At their 52-week high, ITV shares hit 121.65p on 17 February 2022. But then they absolutely bombed, collapsing to a 52-week low of 53.97p by 29 September. At that time, they looked like a brilliant bargain, so I’m gutted that we missed out on buying more.

Bouncing back

The good news for existing shareholders is that their shares have soared since September. On Friday, this stock closed at 89p, valuing the broadcaster and media-content producer at £3.6bn. In other words, the shares have surged by almost 65% from their 2022 low. Nice.

Despite this impressive comeback, ITV shares have lost 24.5% of their value over one year. Even worse, they’ve almost halved over five years, losing 49%. In short, owning them has been a disappointment for a fair few years. But I suspect that might be about to change.

ITV = intrinsic, tangible value?

For the record, my wife bought ITV shares for our family portfolio in late June 2022. She paid an all-in price of 68.7p. To date, we’re sitting on a paper profit of 29.6%. Not bad, but I have much higher hopes for the shares.

For me, there’s a lot to like about ITV. It’s the UK’s leading terrestrial commercial broadcaster, airing such big hits as Love Island. I don’t watch this show, but know many youngsters who love it. Also, the firm is a leading content provider for media companies worldwide.

Founded in 1955, ITV has a 67-year pedigree. Yet these old-school shares still look cheap to me. They trade on a modest price-to-earnings ratio of 7.6, which translates into an earnings yield of 13.2%. That appears very cheap versus the wider FTSE 350 index.

What’s more, the shares offer a market-beating dividend yield of 5.7% a year. That’s around two percentage points higher than the blue-chip FTSE 100. Even better, this cash yield is covered 2.3 times by trailing earnings. To me, this suggest the payout is safe, for 2023 at least.
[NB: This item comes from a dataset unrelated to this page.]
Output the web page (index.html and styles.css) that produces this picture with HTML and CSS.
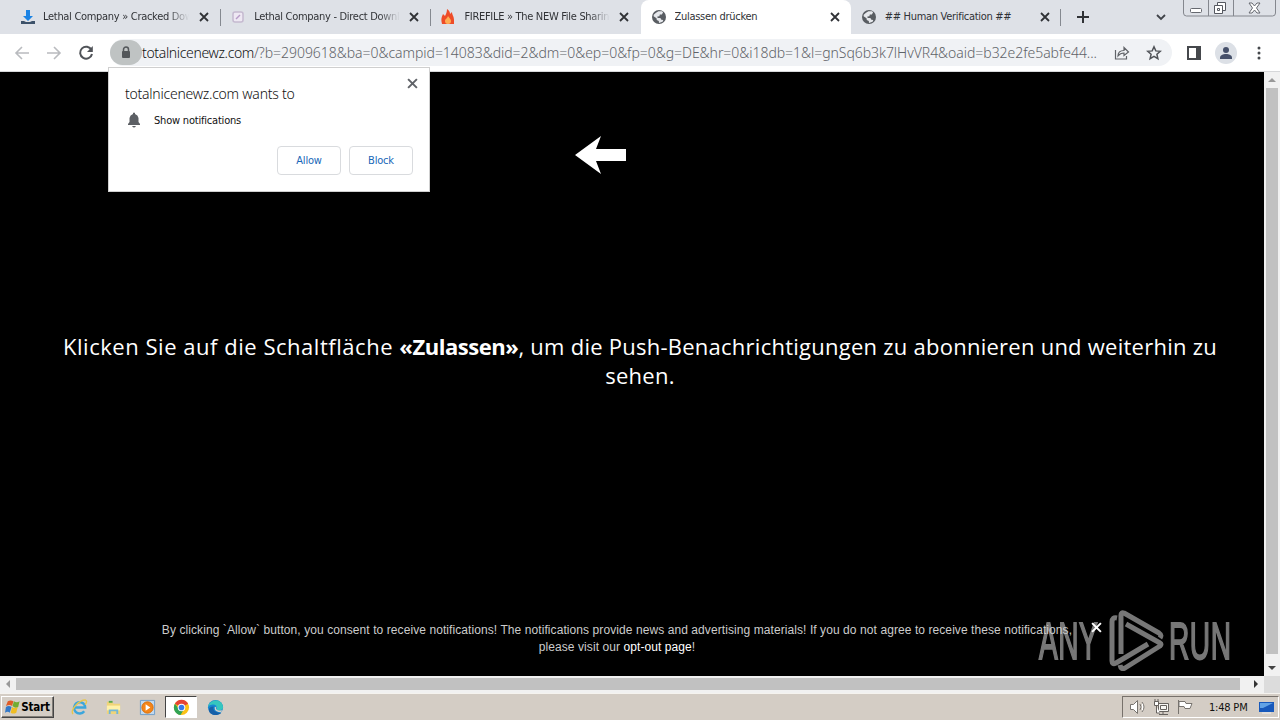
FILE: index.html
```html
<!DOCTYPE html>
<html lang="de">
<head>
  <meta charset="UTF-8">
  <title>Zulassen drücken</title>
  <link rel="stylesheet" href="styles.css">
</head>
<body>
  <svg class="defs" width="0" height="0">
    <symbol id="close" viewBox="0 0 10 10"><path d="M1 1l8 8M9 1L1 9" fill="none" stroke="currentColor" stroke-width="1.8"/></symbol>
    <symbol id="globe" viewBox="0 0 16 16"><circle cx="8" cy="8" r="7" fill="#595d62"/><path d="M7.5 2.2l3.4.1 1.2 1-1.2 2.1-2.1.2-.4 1.7-2 .3.2 1.4 2.8.1 1 1.6 1.9.2-.7 1.9-3.6 1.3-.2-2.1-2-.9-.3-1.9-2.9-2 .1-1.4L5 3.7z" fill="#e6e8ec"/></symbol>
  </svg>

  <div class="tabs">
    <div class="tab">
      <svg class="favicon" viewBox="0 0 16 16"><path d="M6 1h4v6h3l-5 5-5-5h3z" fill="#1b83e4"/><path d="M1 12h3l2 1h4l2-1h3v3H1z" fill="#3d526a"/></svg>
      <span class="tab-title fade">Lethal Company » Cracked Down</span>
      <svg class="close"><use href="#close"/></svg>
    </div>
    <div class="tab line">
      <svg class="favicon" viewBox="0 0 16 16"><rect x="3" y="3" width="10" height="10" rx="2" fill="#eee8f3" stroke="#c5b9d0" stroke-width="1.5"/><path d="M6 10l4-4" stroke="#b79bc8" stroke-width="1.5"/></svg>
      <span class="tab-title fade">Lethal Company - Direct Downl</span>
      <svg class="close"><use href="#close"/></svg>
    </div>
    <div class="tab line">
      <svg class="favicon" viewBox="0 0 16 16"><path d="M7 0c3 2 3 4 3 5l2-2c0 3 2 4 2 8v4H2c-1-4-1-6 1-10l2 2c1-2 2-4 2-7z" fill="#ee4c28"/><path d="M8 7c1 2 3 3 3 5s-1 3-3 3-3-1-3-3 2-2 3-5z" fill="#ffae54"/></svg>
      <span class="tab-title fade">FIREFILE » The NEW File Sharing</span>
      <svg class="close"><use href="#close"/></svg>
    </div>
    <div class="tab active">
      <svg class="favicon"><use href="#globe"/></svg>
      <span class="tab-title">Zulassen drücken</span>
      <svg class="close"><use href="#close"/></svg>
    </div>
    <div class="tab last">
      <svg class="favicon"><use href="#globe"/></svg>
      <span class="tab-title">## Human Verification ##</span>
      <svg class="close"><use href="#close"/></svg>
    </div>
    <div class="new-tab">
      <svg width="12" height="12" viewBox="0 0 12 12"><path d="M6 0v12M0 6h12" stroke="#303236" stroke-width="2"/></svg>
    </div>
    <svg class="chevron" width="10" height="7" viewBox="0 0 10 7"><path d="M1 1l4 4 4-4" fill="none" stroke="#404349" stroke-width="1.8"/></svg>
    <svg class="window-buttons" width="93" height="17" viewBox="0 0 93 17">
      <path d="M.5 0v13q0 3 3 3h86q3 0 3-3V0M25.5 0v16M50.5 0v16" fill="none" stroke="#84878e"/>
      <rect x="7.5" y="8.5" width="11" height="4" rx="1" fill="#fff" stroke="#666970"/>
      <path d="M34.5 2.5h8v8h-8z" fill="#fff" stroke="#555860"/><path d="M31.5 5.5h8v8h-8zM34.5 8.5h2v2h-2z" fill="#fff" stroke="#555860"/>
      <path d="M66 3h3l2.5 3L74 3h3l-3.5 5 3.5 5h-3l-2.5-3L69 13h-3l3.5-5z" fill="#fff" stroke="#666970"/>
    </svg>
  </div>

  <div class="toolbar">
    <svg class="nav" viewBox="0 0 16 16"><path d="M15 8H2M8 2L2 8l6 6" fill="none" stroke="#b9bbbf" stroke-width="1.6"/></svg>
    <svg class="nav" viewBox="0 0 16 16"><path d="M1 8h13M8 2l6 6-6 6" fill="none" stroke="#b9bbbf" stroke-width="1.6"/></svg>
    <svg class="nav" viewBox="0 0 16 16"><path d="M13.5 5A6 6 0 1 0 14 9" fill="none" stroke="#505358" stroke-width="2"/><path d="M14.8 1v6H9z" fill="#505358"/></svg>
    <div class="address">
      <div class="lock"><svg width="10" height="13" viewBox="0 0 10 13"><path d="M2.5 6V3.5a2.5 2.5 0 0 1 5 0V6" fill="none" stroke="#53575a" stroke-width="1.5"/><rect x="1" y="5" width="8" height="7" rx="1" fill="#53575a"/></svg></div>
      <div class="url"><span class="host">totalnicenewz.com</span><span class="query">/?b=2909618&amp;ba=0&amp;campid=14083&amp;did=2&amp;dm=0&amp;ep=0&amp;fp=0&amp;g=DE&amp;hr=0&amp;i18db=1&amp;l=gnSq6b3k7lHvVR4&amp;oaid=b32e2fe5abfe44...</span></div>
      <svg class="share" width="16" height="16" viewBox="0 0 16 16"><path d="M1.5 5v9h11v-3M4 11c0-4 3-5.500 6-5.500V2.500L14.500 7 10 10.500V8c-3 0-4.500 1-6 3z" fill="none" stroke="#606368" stroke-width="1.2"/></svg>
      <svg class="star" width="16" height="16" viewBox="0 0 16 16"><path d="M8 1.8l1.8 4.1 4.5.4-3.4 3 1 4.4L8 11.400l-3.900 2.300 1-4.400-3.400-3 4.500-.4z" fill="none" stroke="#505358" stroke-width="1.5"/></svg>
    </div>
    <svg class="panel" width="16" height="16" viewBox="0 0 16 16"><path d="M2 2h12v12H2z" fill="none" stroke="#45484c" stroke-width="2"/><path d="M10 2h4v12h-4z" fill="#45484c"/></svg>
    <svg class="profile" width="22" height="22" viewBox="0 0 22 22"><circle cx="11" cy="11" r="11" fill="#dce0e6"/><circle cx="11" cy="8" r="3" fill="#46506a"/><path d="M5 16c0-3 3-4 6-4s6 1 6 4v1H5z" fill="#46506a"/></svg>
    <svg class="menu" width="4" height="16" viewBox="0 0 4 16"><g fill="#45484c"><circle cx="2" cy="3" r="1.5"/><circle cx="2" cy="8" r="1.5"/><circle cx="2" cy="13" r="1.5"/></g></svg>
  </div>

  <div class="viewport">
    <main class="page">
      <svg class="arrow" width="52" height="40" viewBox="0 0 52 40"><path d="M1 20L27 1l-5 13h30v12H22l5 13z" fill="#fff"/></svg>
      <p class="message"><span class="lead">Klicken Sie auf die Schaltfläche </span><b>«Zulassen»</b>, um die Push-Benachrichtigungen zu abonnieren und weiterhin zu<br>sehen.</p>
      <div class="watermark">
        <span>ANY</span>
        <svg width="55" height="62" viewBox="0 0 55 62"><g fill="none" stroke="#777" stroke-width="5" stroke-linejoin="round"><path d="M8 8Q3 7 3 12v39q0 4 4 2l32-19"/><path d="M12 44V5q0-3 3-2l35 20q3 2 1 5"/><path d="M17 14l34 19q2 1 0 3L16 58q-4 2-5-3"/></g></svg>
        <span>RUN</span>
      </div>
      <div class="consent">
        <p>By clicking `Allow` button, you consent to receive notifications! The notifications provide news and advertising materials! If you do not agree to receive these notifications,<br>please visit our <a>opt-out page</a>!</p>
      </div>
      <svg class="consent-close"><use href="#close"/></svg>
    </main>
    <div class="scroll-y">
      <svg viewBox="0 0 16 16"><path d="M4 10l4-4 4 4z" fill="#999"/></svg>
      <div class="thumb"></div>
      <svg viewBox="0 0 16 16"><path d="M4 6h8l-4 4z" fill="#444"/></svg>
    </div>
    <div class="scroll-x">
      <svg viewBox="0 0 16 16"><path d="M10 4v8L6 8z" fill="#999"/></svg>
      <div class="thumb"></div>
      <svg viewBox="0 0 16 16"><path d="M6 4v8l4-4z" fill="#333"/></svg>
    </div>
    <div class="corner"></div>
  </div>

  <div class="taskbar">
    <button class="start">
      <svg width="16" height="16" viewBox="0 0 17 16"><path d="M3 2q3-2 6 0L7.5 7Q5 5 1 7z" fill="#e05b26"/><path d="M9.5 2q3 2 6 0L14 8q-3 2-6-1z" fill="#72ac32"/><path d="M1 8q3-2 6 0l-2 6q-2-2-5 0z" fill="#3278c8"/><path d="M7.5 8q3 2 6 0L12 14q-3 2-6 0z" fill="#efbd24"/></svg>Start
    </button>
    <div class="launchers">
      <span class="app"><svg viewBox="0 0 18 18"><path d="M14.5 6.5A6 6 0 1 0 14 13M4 9h11q0-2-1-3" fill="none" stroke="#3ca6dc" stroke-width="2.6"/><path d="M2 16C-1 11 9 1 15 1q3 1 0 5" fill="none" stroke="#e7c64d" stroke-width="1.5"/></svg></span>
      <span class="app"><svg viewBox="0 0 18 18"><path d="M2 3h6l1 2h7v11H2z" fill="#f0d479"/><path d="M2 7h14v5H2z" fill="#fff1a9"/><path d="M4 16v-5h10v5h-2v-3H6v3z" fill="#72b7d8"/><path d="M4 3h4" stroke="#5ba94a" stroke-width="2"/></svg></span>
      <span class="app"><svg viewBox="0 0 18 18"><path d="M1.5 1.5h15v15h-15z" fill="#c2d9ee" stroke="#6f9dc8"/><circle cx="9" cy="9" r="6" fill="#f48519" stroke="#d66d0b"/><path d="M7 5.5l5 3.5-5 3.5z" fill="#fff"/></svg></span>
      <span class="app selected"><svg viewBox="0 0 18 18"><circle cx="9" cy="9" r="8" fill="#fbc116"/><path d="M9 9L2 5a8 8 0 0 1 14 0z" fill="#e64435"/><path d="M2 5a8 8 0 0 0 6 12l4-7H6z" fill="#31a354"/><circle cx="9" cy="9" r="4" fill="#fff"/><circle cx="9" cy="9" r="3" fill="#3879e8"/></svg></span>
      <span class="app"><svg viewBox="0 0 18 18"><circle cx="9" cy="9" r="8" fill="#1686d2"/><path d="M1 9C2-1 17-1 17 9c0 3-5 4-7 2 2-3-1-6-5-5-2 0-4 2-4 3z" fill="#36c6be"/><path d="M7 8q-2 6 8 7c-4 3-12 3-13-3q0-4 5-4z" fill="#1760a8"/><path d="M10 8q-2 5 6 4l-1 2q-7 0-7-5z" fill="#d4d0c8"/></svg></span>
    </div>
    <div class="tray">
      <svg width="17" height="16" viewBox="0 0 17 16"><path d="M1.5 5.5h3l4-4v13l-4-4h-3zM11 5q2 3 0 6M13 3q4 5 0 10" fill="#fff" stroke="#77736e"/></svg>
      <svg width="17" height="16" viewBox="0 0 17 16"><path d="M5.5 4.5h10v8h-10zM7.5 6.5h6v4h-6zM10 13v2M6 15.5h9" fill="#f7f6f3" stroke="#66625e"/><path d="M1.5 2.5h4v4h-4zM2 0v3M5 0v3M3.5 7v7H7" fill="#fff" stroke="#66625e"/></svg>
      <svg width="17" height="16" viewBox="0 0 17 16"><path d="M1.5 1v14M2 2.5h6l1 2h6l-2 5H8l-1-2H2z" fill="#fff" stroke="#77736e"/></svg>
      <time>1:48 PM</time>
      <svg width="17" height="16" viewBox="0 0 17 16"><path d="M1 3h15v10H1z" fill="#1859bb"/><path d="M2 4h13L5 9H2z" fill="#62a3e6"/><path d="M4 14h9" stroke="#efefef"/></svg>
    </div>
  </div>

  <div class="permission">
    <svg class="permission-close"><use href="#close"/></svg>
    <h1>totalnicenewz.com wants to</h1>
    <div class="permission-item">
      <svg width="14" height="16" viewBox="0 0 14 16"><path d="M1 13v-1l1.5-2V6Q3 3 6 2V1q1-1 2 0v1q3 1 3.5 4v4l1.5 2v1zM5 14h4q-2 3-4 0z" fill="#5c5f64"/></svg>
      <span>Show notifications</span>
    </div>
    <div class="permission-actions"><button>Allow</button><button>Block</button></div>
  </div>
</body>
</html>
```
FILE: styles.css
```css
* {
  box-sizing: border-box;
}
body {
  margin: 0;
  width: 1280px;
  height: 720px;
  overflow: hidden;
  display: flex;
  flex-direction: column;
  font-family: "DejaVu Sans Condensed", "DejaVu Sans", sans-serif;
  font-size: 11px;
  color: #303236;
}
svg {
  display: block;
  flex: none;
}
.defs {
  position: absolute;
}
p, h1 {
  margin: 0;
}
button {
  font: inherit;
}

/* browser tabs */
.tabs {
  height: 34px;
  flex: none;
  display: flex;
  align-items: center;
  padding-left: 10px;
  background: #dee1e7;
}
.tab {
  width: 210.2px;
  height: 34px;
  display: flex;
  align-items: center;
  padding: 0 10px;
}
.line {
  background: linear-gradient(#858990, #858990) 0 9px / 1px 17px no-repeat;
}
.active {
  background: #fff;
  border-radius: 8px 8px 0 0;
}
.favicon {
  width: 16px;
  height: 16px;
}
.tab-title {
  width: 148px;
  margin-left: 7px;
  overflow: hidden;
  white-space: nowrap;
  line-height: 18px;
  letter-spacing: -.3px;
}
.line .tab-title, .active .tab-title, .last .tab-title {
  width: 147px;
  margin-left: 8px;
}
.fade {
  mask-image: linear-gradient(90deg, #000 125px, transparent 146px);
}
.close {
  width: 10px;
  height: 10px;
  margin-left: 8px;
}
.new-tab {
  width: 46px;
  height: 17px;
  display: flex;
  justify-content: center;
  align-items: center;
  border-left: 1px solid #858990;
  margin-left: -1px;
}
.chevron {
  margin-left: 50px;
}
.window-buttons {
  margin-left: 17px;
  align-self: flex-start;
}

/* address bar */
.toolbar {
  height: 38px;
  flex: none;
  display: flex;
  align-items: center;
  padding-left: 14px;
  background: #fff;
  border-bottom: 1px solid #d6d7d9;
}
.nav {
  width: 16px;
  height: 16px;
  margin-right: 16px;
}
.address {
  width: 1062px;
  height: 27px;
  border-radius: 14px;
  background: #f0f2f5;
  display: flex;
  align-items: center;
}
.lock {
  width: 32px;
  height: 25px;
  flex: none;
  border-radius: 13px;
  background: #bfc3c3;
  display: flex;
  align-items: center;
  justify-content: center;
}
.url {
  width: 972px;
  white-space: nowrap;
  font: 300 14px "Noto Sans", sans-serif;
}
.host {
  color: #111;
  letter-spacing: -.35px;
}
.query {
  color: #5f6368;
  letter-spacing: -.04px;
}
.star {
  margin-left: 16px;
}
.panel {
  margin-left: 14px;
}
.profile {
  margin-left: 13px;
}
.menu {
  margin-left: 20px;
}

/* web page and its scrollbars */
.viewport {
  height: 621px;
  flex: none;
  display: grid;
  grid-template: 604px 17px / 1264px 16px;
}
.page {
  position: relative;
  background: #000;
  color: #fff;
}
.arrow {
  margin: 63px 0 0 574px;
}
.message {
  margin-top: 157px;
  text-align: center;
  font: 22px/29px "Open Sans", sans-serif;
  padding-left: 16px;
  white-space: nowrap;
  letter-spacing: .25px;
}
.lead {
  letter-spacing: .53px;
}
.message b {
  letter-spacing: -.45px;
}
.consent {
  position: relative;
  margin-top: 232px;
  width: 1234px;
  color: #ccc;
  text-align: center;
  font: 12px/17px "Liberation Sans", sans-serif;
  letter-spacing: .08px;
  white-space: nowrap;
}
.consent a {
  color: #fff;
}
.consent-close {
  position: absolute;
  left: 1091px;
  top: 550px;
  width: 11px;
  height: 11px;
}
.watermark {
  position: absolute;
  left: 1039px;
  top: 538px;
  display: flex;
  align-items: center;
  color: #777;
  font: 52px/62px "Liberation Sans", sans-serif;
  -webkit-text-stroke: 2px #777;
}
.watermark span {
  width: 112px;
  transform: scaleX(.54);
  transform-origin: left;
  letter-spacing: 1px;
}
.watermark span:first-child {
  margin-right: -42px;
}
.watermark span:last-child {
  margin-left: 5px;
}
.scroll-y, .scroll-x {
  display: flex;
  background: #f1f1f1;
}
.scroll-y {
  flex-direction: column;
}
.scroll-y svg, .scroll-x svg {
  width: 16px;
  height: 16px;
}
.thumb {
  background: #c1c1c1;
}
.scroll-y .thumb {
  height: 566px;
  width: 12px;
  margin: 0 2px 6px;
}
.scroll-x .thumb {
  height: 12px;
  width: 1224px;
  margin: 2px 8px 0 0;
}
.corner {
  background: #dcdcdc;
}

/* Windows taskbar */
.taskbar {
  height: 27px;
  flex: none;
  display: flex;
  align-items: center;
  background: #d4cdc5;
  border-top: 1px solid #f5f3ef;
  color: #111;
}
.start {
  width: 53px;
  height: 22px;
  margin-left: 1px;
  padding: 0;
  display: flex;
  align-items: center;
  justify-content: center;
  border: 1px solid;
  border-color: #fff #444 #444 #fff;
  box-shadow: inset -1px -1px #817d77;
  background: #d4cdc5;
  color: #000;
  font: bold 11.5px "DejaVu Sans Condensed", sans-serif;
  letter-spacing: -.2px;
}
.launchers {
  display: flex;
  margin-left: 9px;
  gap: 2px;
}
.app {
  width: 32px;
  height: 22px;
  display: flex;
  align-items: center;
  justify-content: center;
}
.app svg {
  width: 17px;
  height: 17px;
}
.selected {
  background: #fff;
  border: 1px solid;
  border-color: #444 #fff #fff #444;
}
.tray {
  width: 157px;
  height: 22px;
  margin-left: auto;
  margin-right: 1px;
  display: flex;
  align-items: center;
  gap: 7px;
  padding-left: 6px;
  border: 1px solid;
  border-color: #77716b #fff #fff #77716b;
}
time {
  width: 42px;
  margin-left: 8px;
  white-space: nowrap;
  letter-spacing: -.2px;
}

/* permission prompt */
.permission {
  position: absolute;
  left: 108px;
  top: 67px;
  width: 322px;
  height: 125px;
  padding: 16px 16px 0;
  background: #fff;
  border: 1px solid #cfcfcf;
  color: #111;
}
.permission h1 {
  font: 300 14px/19px "Noto Sans", sans-serif;
  letter-spacing: -.24px;
}
.permission-close {
  position: absolute;
  right: 11px;
  top: 10px;
  width: 11px;
  height: 11px;
  color: #606368;
}
.permission-item {
  display: flex;
  align-items: center;
  margin-top: 9px;
  padding-left: 2px;
  gap: 13px;
  letter-spacing: -.2px;
}
.permission-actions {
  display: flex;
  justify-content: flex-end;
  gap: 8px;
  margin-top: 18px;
}
.permission-actions button {
  width: 64px;
  height: 29px;
  padding: 0;
  background: #fff;
  border: 1px solid #d9dbde;
  border-radius: 4px;
  color: #1967b8;
  letter-spacing: -.2px;
}
```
That said, very dark clouds are hovering over the UK economy. Thanks to soaring inflation, sky-high energy bills and rising interest rates, British consumers are really struggling. And the UK is likely to go into recession in 2023, crimping ITV’s core advertising revenue.

But while this weakness might hit its shares in the short term, I’m bullish on the stock for the long term. And with rumours of a potential takeover bid briefly pushing the price above 95p earlier this month, we won’t sell at anywhere near the current share price!

The post The ITV share price is soaring. But I see higher highs appeared first on The Motley Fool UK.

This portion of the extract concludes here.